Те из русских художников, которые, как Юрий Лейдерман, обладают некоторой персональной известностью, резко выступают против "русских шоу" и всяких национальных черт. Другие, как Олег Кулик, видят стратегию успеха как раз в том, чтобы создать что-то скифски дикое и "нахрапом" захватить Запад. Инсталляция Лейдермана, дверь в которую по замыслу автора открывается только каждому десятому посетителю и только на сорок секунд, есть блестящий этюд на тему современной выставочной практики во всем мире, однако она будет воспринята в Дании скорее всего как "по-русски" загадочная. Это малоприятный стереотип, но его, вероятно, можно тоже рассматривать как материал для анализа — если вообще заниматься анализом.
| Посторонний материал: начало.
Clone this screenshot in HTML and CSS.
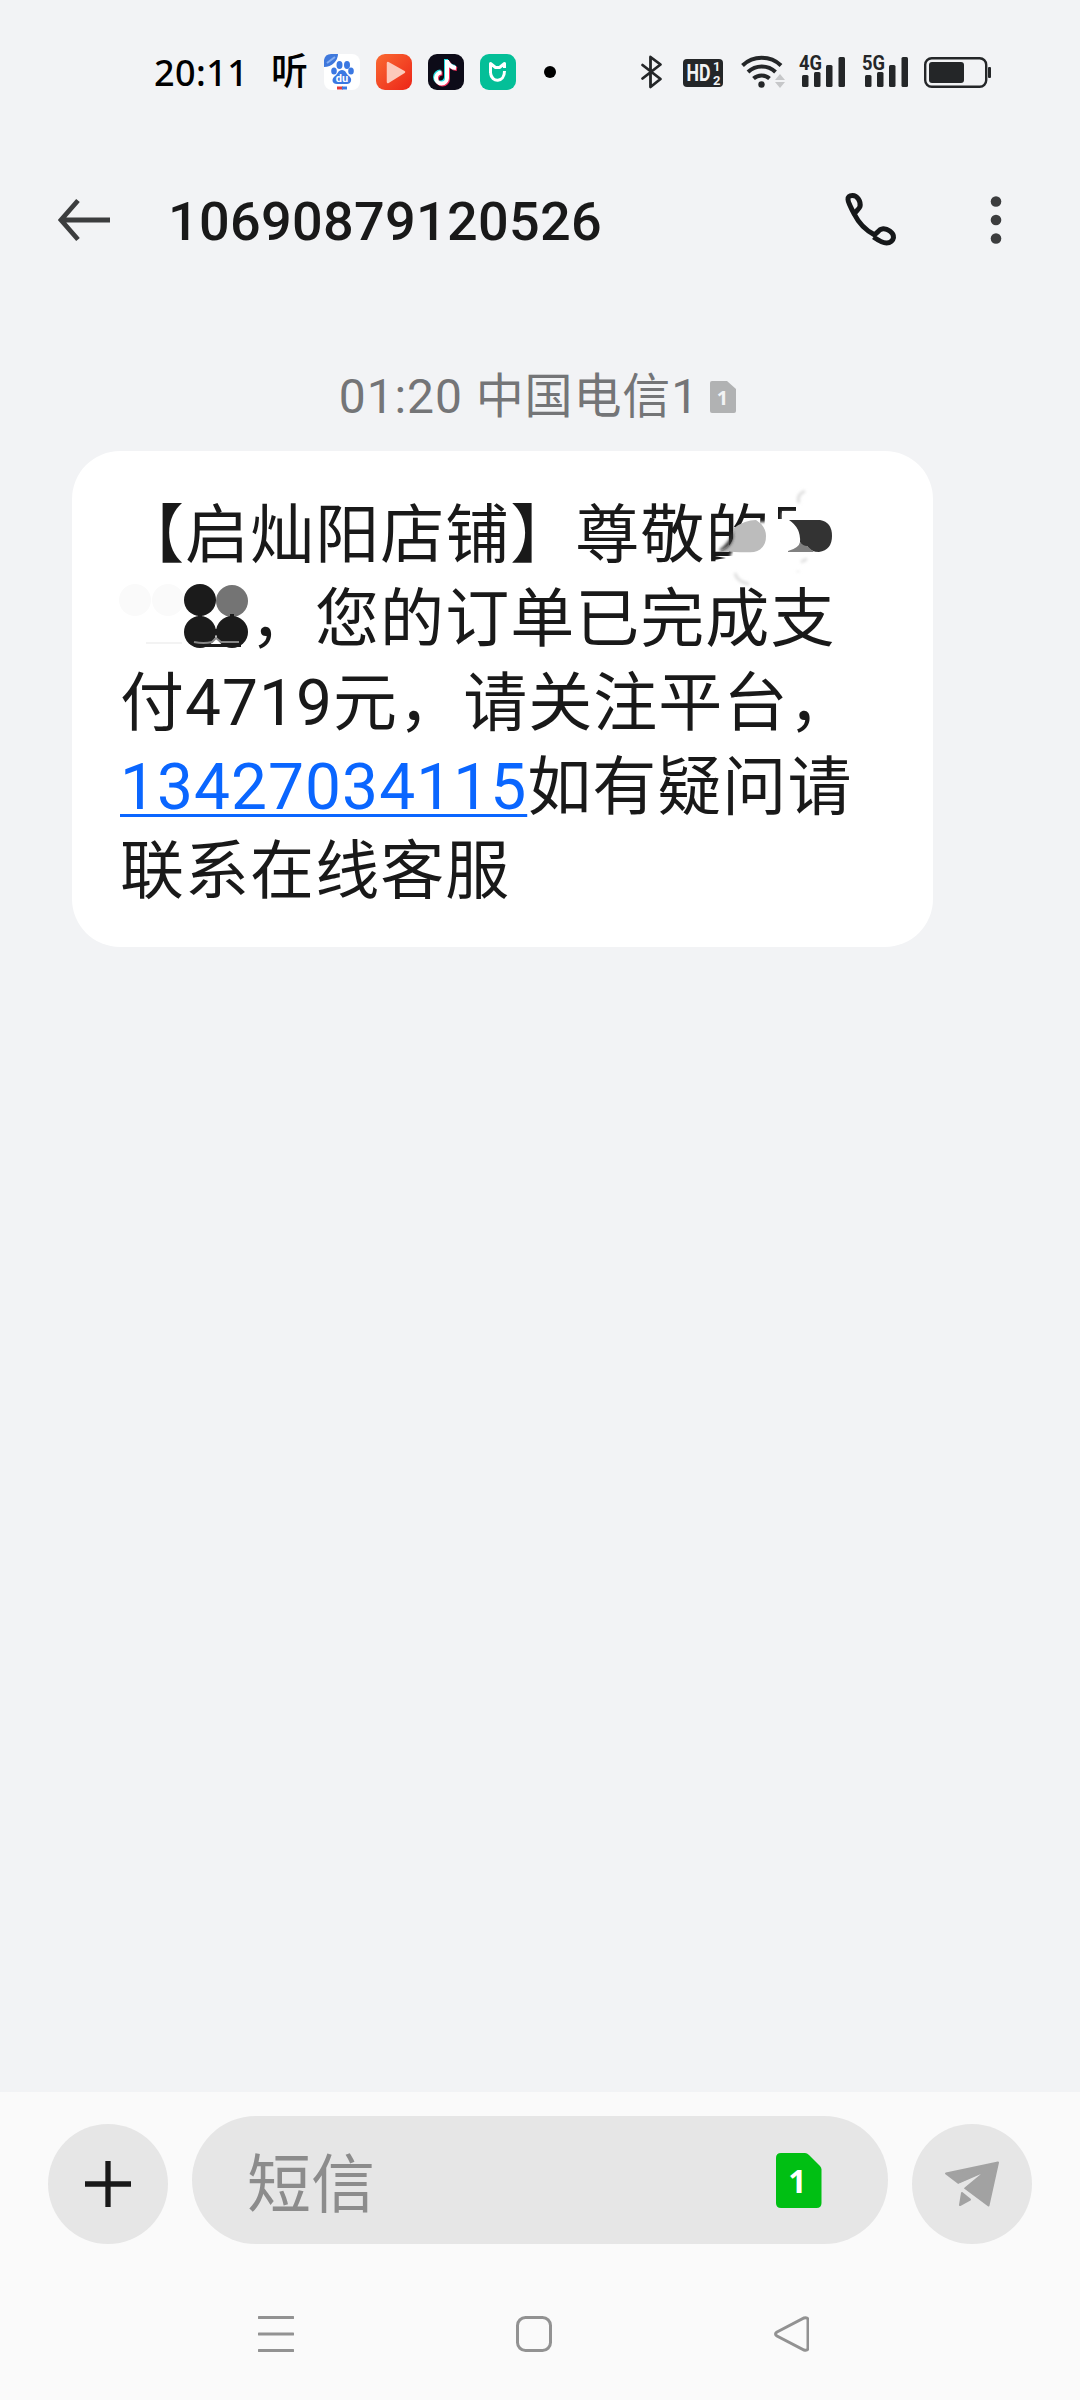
FILE: index.html
```html
<!DOCTYPE html>
<html lang="zh-CN">
<head>
	<meta charset="UTF-8">
	<title>短信</title>
	<link rel="stylesheet" href="styles.css">
</head>
<body>
	<div class="status">
		<span class="time">20:11</span>
		<span class="ting">听</span>
		<div class="apps">
			<svg width="36" height="36" viewBox="0 0 36 36">
				<rect width="36" height="36" rx="8" fill="#fff"/>
				<path d="M0 13V6Q1 0 7 0h7Q14 5 10 9T0 13z" fill="#3f78dc"/>
				<path d="M3 9l8-6" stroke="#86adf0" stroke-width="2"/>
				<g fill="#3b78e2">
					<ellipse cx="15.500" cy="11" rx="3" ry="4"/>
					<ellipse cx="23" cy="11" rx="3" ry="4"/>
					<ellipse cx="10" cy="17" rx="2.800" ry="3.600"/>
					<ellipse cx="27" cy="17" rx="2.800" ry="3.600"/>
					<path d="M18 16c4 0 4 4 7 6 4 3 2 8-2 8H13c-5 0-6-5-2-8 3-2 3-6 7-6z"/>
				</g>
				<text x="18" y="28" class="du">du</text>
				<path d="M13 34h6" stroke="#e53838" stroke-width="3"/>
				<path d="M18 34h5" stroke="#3b78e2" stroke-width="3"/>
			</svg>
			<svg width="36" height="36" viewBox="0 0 36 36">
				<defs>
					<linearGradient id="red" x1="0" y1="0" x2="1" y2="1">
						<stop offset="0" stop-color="#fa6a32"/>
						<stop offset="1" stop-color="#ec2418"/>
					</linearGradient>
				</defs>
				<rect width="36" height="36" rx="9" fill="url(#red)"/>
				<path d="M12 9l16 9-16 10z" fill="#fcc9bb" stroke="#fcc9bb" stroke-width="2.500" stroke-linejoin="round"/>
			</svg>
			<svg width="36" height="36" viewBox="0 0 36 36">
				<rect width="36" height="36" rx="9" fill="#0d0b18"/>
				<g fill="none" stroke-width="4">
					<path d="M18 5v18a5.500 5.500 0 1 1-5.500-5.500M18 6q2 6 9 7" stroke="#25dfe3"/>
					<path d="M20 7v18a5.500 5.500 0 1 1-5.500-5.500M20 8q2 6 9 7" stroke="#f4305c"/>
					<path d="M19 6v18a5.500 5.500 0 1 1-5.500-5.500M19 7q2 6 9 7" stroke="#fff"/>
				</g>
			</svg>
			<svg width="36" height="36" viewBox="0 0 36 36">
				<rect width="36" height="36" rx="9" fill="#04bf98"/>
				<path d="M10.500 19V9.500l5 4h4l5-4V14M10.500 19c1 10 14 10 14-2" fill="none" stroke="#fff" stroke-width="3" stroke-linejoin="round"/>
			</svg>
		</div>
		<i class="more-dot"></i>

		<div class="signals">
			<svg width="364" height="40" viewBox="636 52 364 40">
				<g fill="none" stroke="#242628" stroke-width="2.800" stroke-linejoin="round" stroke-linecap="round">
					<path d="M642.500 65l18 14-10 8V57l10 7.500-18 14"/>
				</g>
				<rect x="683" y="59" width="40" height="28" rx="4" fill="#242628"/>
				<text x="686.500" y="81" class="hd" textLength="24" lengthAdjust="spacingAndGlyphs">HD</text>
				<text x="713" y="71" class="hd-small">1</text>
				<text x="713" y="84.500" class="hd-small">2</text>
				<g fill="none" stroke="#242628" stroke-width="4">
					<path d="M742.500 65.500a28 28 0 0 1 38.500 0"/>
					<path d="M748 72a20 20 0 0 1 27.500 0"/>
					<path d="M753.500 78.500a12 12 0 0 1 16 0"/>
				</g>
				<circle cx="761.500" cy="84.500" r="3.200" fill="#242628"/>
				<path d="M780 74l5 6h-10zM780 88l5-6h-10z" fill="#c6c7c9"/>
				<text x="799" y="70" class="net" textLength="23" lengthAdjust="spacingAndGlyphs">4G</text>
				<text x="862" y="70" class="net" textLength="23" lengthAdjust="spacingAndGlyphs">5G</text>
				<g fill="#242628">
					<rect x="802" y="75" width="6.500" height="12" rx="1.500"/>
					<rect x="814" y="72" width="6.500" height="15" rx="1.500"/>
					<rect x="826" y="65" width="6.500" height="22" rx="1.500"/>
					<rect x="838.500" y="57" width="6.500" height="30" rx="1.500"/>
					<rect x="865" y="75" width="6.500" height="12" rx="1.500"/>
					<rect x="877" y="72" width="6.500" height="15" rx="1.500"/>
					<rect x="889" y="65" width="6.500" height="22" rx="1.500"/>
					<rect x="901.500" y="57" width="6.500" height="30" rx="1.500"/>
					<rect x="929" y="62" width="35" height="21" rx="3"/>
					<rect x="988" y="67" width="3" height="11" rx="1"/>
				</g>
				<rect x="925.200" y="58.200" width="61" height="28.600" rx="6.500" fill="none" stroke="#242628" stroke-width="2.400"/>
			</svg>
		</div>
	</div>

	<div class="header">
		<svg width="54" height="44" viewBox="0 0 54 44">
			<path d="M53 22H4M21 2.500L4 22l17 19.500" fill="none" stroke="#3c3d3e" stroke-width="4.800"/>
		</svg>
		<h1 class="number">10690879120526</h1>
		<svg class="phone" width="54" height="54" viewBox="0 0 54 54">
			<path d="M10.500 21.500C7 15 4 9 4 6.500 4 2.500 6.500 2.500 8.500 2.500c5 0 8.500 6 7.500 11-1 3-5 5-5.500 8 4 8 11 15.500 19.500 20 3-.5 4.500-5 8-5.500 5-1 12 3.500 11.500 8.500-.5 3-3 5.500-7 5.500-3.500 0-8-2.500-13-6" fill="none" stroke="#16181a" stroke-width="5" stroke-linejoin="round"/>
		</svg>
		<svg width="12" height="50" viewBox="0 0 12 50" fill="#3c3d3e">
			<circle cx="6" cy="6.500" r="5.300"/>
			<circle cx="6" cy="25" r="5.300"/>
			<circle cx="6" cy="43.500" r="5.300"/>
		</svg>
	</div>

	<div class="chat">
		<div class="date">
			<span>01:20 中国电信1</span>
			<svg width="26" height="32" viewBox="0 0 26 32">
				<path d="M2 0h15l9 8v22q0 2-2 2H2q-2 0-2-2V2q0-2 2-2z" fill="#b1b2b3"/>
				<text x="12.500" y="23.500" class="sim-small">1</text>
			</svg>
		</div>
		<div class="bubble">
			【启灿阳店铺】尊敬的<br>
			<span class="gap"></span>，您的订单已完成支<br>
			付4719元，请关注平台，<br>
			<a class="link">13427034115</a>如有疑问请<br>
			联系在线客服
			<!-- brush strokes over the customer's name -->
			<svg class="smudge" width="861" height="220" viewBox="72 451 861 220">
				<defs>
					<filter id="soft" x="-20%" y="-20%" width="140%" height="140%"><feGaussianBlur stdDeviation="1.500"/></filter>
				</defs>
				<path d="M728 566l2-10 12-26 16-8h12v48h-42z" fill="#fff" filter="url(#soft)"/>
				<path d="M714 556l12 2-12 2z" fill="#191919"/>
				<path d="M720 551q15-5 14-23 11-8 22-8 10 6 10 16 0 13-12 16-10 1-34-1z" fill="#bcbcbc"/>
				<path d="M721 551q14-5 12-20-3 11-14 19z" fill="#333" filter="url(#soft)"/>
				<path d="M780 519v-10h16" fill="none" stroke="#191919" stroke-width="4"/>
				<path d="M782 524v-12h18v8z" fill="#fff" filter="url(#soft)"/>
				<path d="M789 520h31q12 2 12 16 0 14-13 16-8 0-12-6-5 2-7-4 1-14-11-22z" fill="#333"/>
				<path d="M788 551q11-3 12-9 3 4 7 4l7 6h-26z" fill="#808080"/>
				<g fill="none" stroke="#dedede" stroke-width="3" filter="url(#soft)">
					<path d="M799 503q-3-8 6-12M735 573q2 9 14 11M801 562l6-3M798 571v1"/>
				</g>
				<circle cx="135" cy="600" r="16" fill="#fafafa"/>
				<circle cx="168" cy="600" r="16" fill="#fafafa"/>
				<path d="M146 643h36" stroke="#f3f3f3" stroke-width="2"/>
				<circle cx="232" cy="601" r="16" fill="#747474"/>
				<g fill="#1b1b1b">
					<circle cx="200" cy="600" r="16"/>
					<circle cx="200" cy="632" r="16"/>
					<circle cx="232" cy="632" r="16"/>
					<path d="M198 614h4v5h-4zM230 614h4v5h-4zM212 629h8v6h-8zM194 644h47v3h-47z"/>
				</g>
				<path d="M194 642q10 2 18 0l4-4 5 4h18" fill="none" stroke="#888" stroke-width="2"/>
			</svg>
		</div>
	</div>

	<div class="footer">
		<div class="compose">
			<button class="round">
				<svg width="46" height="46" viewBox="0 0 46 46">
					<path d="M23 0v46M0 23h46" stroke="#191919" stroke-width="5.300"/>
				</svg>
			</button>
			<div class="field">
				<span>短信</span>
				<svg width="46" height="56" viewBox="0 0 46 56">
					<path d="M5 0h24q2 0 4 2l11 11q1.500 1.500 1.500 3.500V50q0 5-5 5H5q-5 0-5-5V5q0-5 5-5z" fill="#00bf13"/>
					<text x="21.500" y="40" class="sim">1</text>
				</svg>
			</div>
			<button class="round">
				<svg width="56" height="46" viewBox="0 0 56 46">
					<g fill="#a2a2a2" stroke="#a2a2a2" stroke-width="2" stroke-linejoin="round">
						<path d="M2 12.500L54 1.500 44.500 44.500 21 27 37 13 14.500 22z"/>
						<path d="M18 32l8 6.500-10 5.500z"/>
					</g>
					<path d="M14 23L37 13 20 27" fill="#e6e6e6"/>
				</svg>
			</button>
		</div>
		<div class="nav">
			<svg width="36" height="36" viewBox="0 0 36 36">
				<path d="M1 1.500h34M1 18h34M1 34.500h34"/>
			</svg>
			<svg width="36" height="36" viewBox="0 0 36 36">
				<rect x="1.500" y="1.500" width="33" height="33" rx="8"/>
			</svg>
			<svg width="36" height="36" viewBox="0 0 36 36">
				<path d="M4 16L31 2q3.800-1 4 2v28q-.2 3-4 2L4 20q-3-2 0-4z"/>
			</svg>
		</div>
	</div>
</body>
</html>
```
FILE: styles.css
```css
* {
	box-sizing: border-box;
}
body {
	margin: 0;
	width: 1080px;
	height: 2400px;
	display: flex;
	flex-direction: column;
	background: #f2f3f5;
	color: #191919;
	font-family: Roboto, "Noto Sans CJK SC", sans-serif;
	overflow: hidden;
}
svg {
	display: block;
	flex: none;
}
.status {
	height: 144px;
	padding: 0 80px 0 154px;
	display: flex;
	align-items: center;
	color: #000;
}
.time {
	width: 117px;
	font-family: "Noto Sans", sans-serif;
	font-size: 36px;
	font-weight: 500;
	line-height: 40px;
	letter-spacing: 0.4px;
	padding-top: 2px;
}
.ting {
	width: 53px;
	font-size: 37px;
	font-weight: 500;
	line-height: 40px;
	padding-top: 2px;
}
.apps {
	display: flex;
	gap: 16px;
}
.more-dot {
	width: 12px;
	height: 12px;
	margin-left: 28px;
	border-radius: 50%;
	background: #000;
}
.signals {
	margin-left: auto;
}
.du {
	font-size: 11px;
	font-weight: 700;
	fill: #fff;
	text-anchor: middle;
}
.hd {
	font-size: 23px;
	font-weight: 700;
	fill: #f2f3f5;
}
.hd-small {
	font-size: 13px;
	font-weight: 700;
	fill: #f2f3f5;
}
.net {
	font-size: 21px;
	font-weight: 700;
	fill: #242628;
}

.header {
	height: 152px;
	padding: 0 78px 0 57px;
	display: flex;
	align-items: center;
}
.number {
	margin: 0 0 0 57px;
	font-size: 54px;
	font-weight: 500;
	letter-spacing: 0.3px;
	padding-top: 3px;
}
.phone {
	margin-left: auto;
	margin-right: 92px;
}

.chat {
	flex: 1;
	padding: 60px 72px 0;
}
.date {
	height: 95px;
	padding: 0 5px 14px 0;
	display: flex;
	justify-content: center;
	align-items: center;
	gap: 11px;
	font-size: 48px;
	letter-spacing: 0.9px;
	line-height: 60px;
	color: #747577;
}
.sim-small {
	font: 700 20px "Open Sans", sans-serif;
	fill: #f2f3f5;
	text-anchor: middle;
	letter-spacing: 0;
}
.bubble {
	position: relative;
	width: 861px;
	height: 496px;
	padding: 42.5px 40px 0 48px;
	border-radius: 48px;
	background: #fff;
	font-size: 64px;
	line-height: 84.2px;
	letter-spacing: 1.05px;
	white-space: nowrap;
	text-spacing-trim: space-all;
}
.gap {
	display: inline-block;
	width: 130px;
}
.link {
	color: #0a66ff;
	text-decoration: underline;
	text-decoration-thickness: 3px;
	text-underline-offset: 5px;
}
.smudge {
	position: absolute;
	left: 0;
	top: 0;
}

.footer {
	height: 308px;
	padding: 24px 48px 0;
	background: #fafafa;
}
.compose {
	display: flex;
	align-items: flex-end;
	gap: 24px;
}
.round {
	width: 120px;
	height: 120px;
	padding: 0;
	border: none;
	border-radius: 50%;
	background: #e6e6e6;
	display: flex;
	justify-content: center;
	align-items: center;
}
.field {
	flex: 1;
	height: 128px;
	padding: 2px 66px 0 55px;
	border-radius: 64px;
	background: #e6e6e6;
	display: flex;
	justify-content: space-between;
	align-items: center;
	font-size: 64px;
	line-height: 90px;
	color: #8c8c8c;
}
.field span {
	padding-top: 9px;
}
.sim {
	font: 700 32px "Open Sans", sans-serif;
	fill: #fff;
	text-anchor: middle;
}
.nav {
	padding: 72px 223px 0 210px;
	display: flex;
	justify-content: space-between;
}
.nav svg {
	fill: none;
	stroke: #929292;
	stroke-width: 3;
	stroke-linecap: round;
}
```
"Оранжерейная пара" Олега Кулика и Людмилы Бредихиной должна была стать хитом выставки: огромный стеклянный бык осеменяет стеклянную корову, через равные промежутки времени выбрасывая струю воды из металлического фаллоса. Корова внутри заполнена землей, на которой благодаря поступающей влаге растут цветы, в быке плавают рыбки, и целое представляет своего рода "Союз земли и воды", как на картине Рубенса. Кулик провозглашает "животное" искусство, избавленное от излишних размышлений, однако не учитывает, что в области пластического творчества это неизбежно приводит к чисто декоративному результату. В стране развитого сексуального воспитания этот "круговорот воды в природе" выглядит не поиском деревенской, национальной или иной "подлинности", а школьным пособием по биологии. Поиски корней успешны только тогда, когда художник несколько умеряет свой телячий восторг и сохраняет рефлексивную дистанцию. В этом смысле интересной могла бы стать инсталляция Владимира Федорова "Осторожно, работает нимб", построенная на аналогии между золотыми иконными нимбами и золотыми дисками циркулярной пилы. Эманация духа (напоминавшая, что копенгагенский Nicolaj располагается в бывшей церкви) превращается здесь в ощущение физической угрозы (намекающее на истоки современного искусства — зверски "распиленные" формы в кубизме). К сожалению, эта работа была крайне невнятной по экспозиции — кажется, русский художник способен произвести либо эффектный дизайн, в котором не держится смысл, либо интересные идеи, лишенные внятной формы.
Возможно, только в контексте групповой гастрольной выставки, который художники считают неизбежным злом, это становится очевидно. В пространстве чужого языка оказывается необходим, в частности, критерий понятности, эксплицитности — насколько то или иное произведение объясняет само себя и учитывает, кем и как будет увидено. Вадим Захаров, например, уже много лет живя на Западе, стоически тематизирует саму ситуацию "безнадежного непонимания" или "неправильного понимания". Раньше в своих работах он представлял всю причудливость своей личной мифологии, а теперь демонстрирует столь же субъективную ненадежность исторических свидетельств. В Копенгагене Захаров выставил репродукции керамических черепков, в случайных узорах которых ясно читаются портреты русских писателей, назвав все это "Приложением ко Второму тому 'Мертвых душ'".
Такие категории, как "тривиальное" или "шокирующее", с которыми часто работают художники, вообще бессмысленны без учета "взгляда извне": то, что внутри одной культуры шокирует, внутри другой есть норма. Так, работа Анатолия Осмоловского "Hot Police Dog" (полицейская машина, набитая мониторами, по которым идет hard porno) для видавшего виды зрителя оказалась банальна и вследствие этого непонятна. Зато, неожиданно для самого автора, который не догадался заранее узнать, как выглядит датская патрульная машина, оказалось, что на ней написано слово Politi, то есть фамилия главного редактора модного журнала Flash Art. Так что произведение все-таки состоялось, хоть и случайно.
Выставка понравилась многим художникам — она ответила на их желание быть "нормальными", быть "на уровне", что иногда означает — средними. В "среднем" есть свое немеркнущее очарование, но только тогда, когда эта "среднестатистичность" сама по себе есть художественный проект — как в известной работе Комара и Меламида "Выбор народа", методику которой они на сей раз применили в Дании. "Любимая датская картина", как выяснилось, представляет собой вечерний пейзаж с красными облаками и тремя балеринами в пачках, танцующими на берегу пруда. В своей любви к этой картине, однако, не признается ни один датчанин. Все среднее есть "ничье" — Комар и Меламид написали "no man`s picture".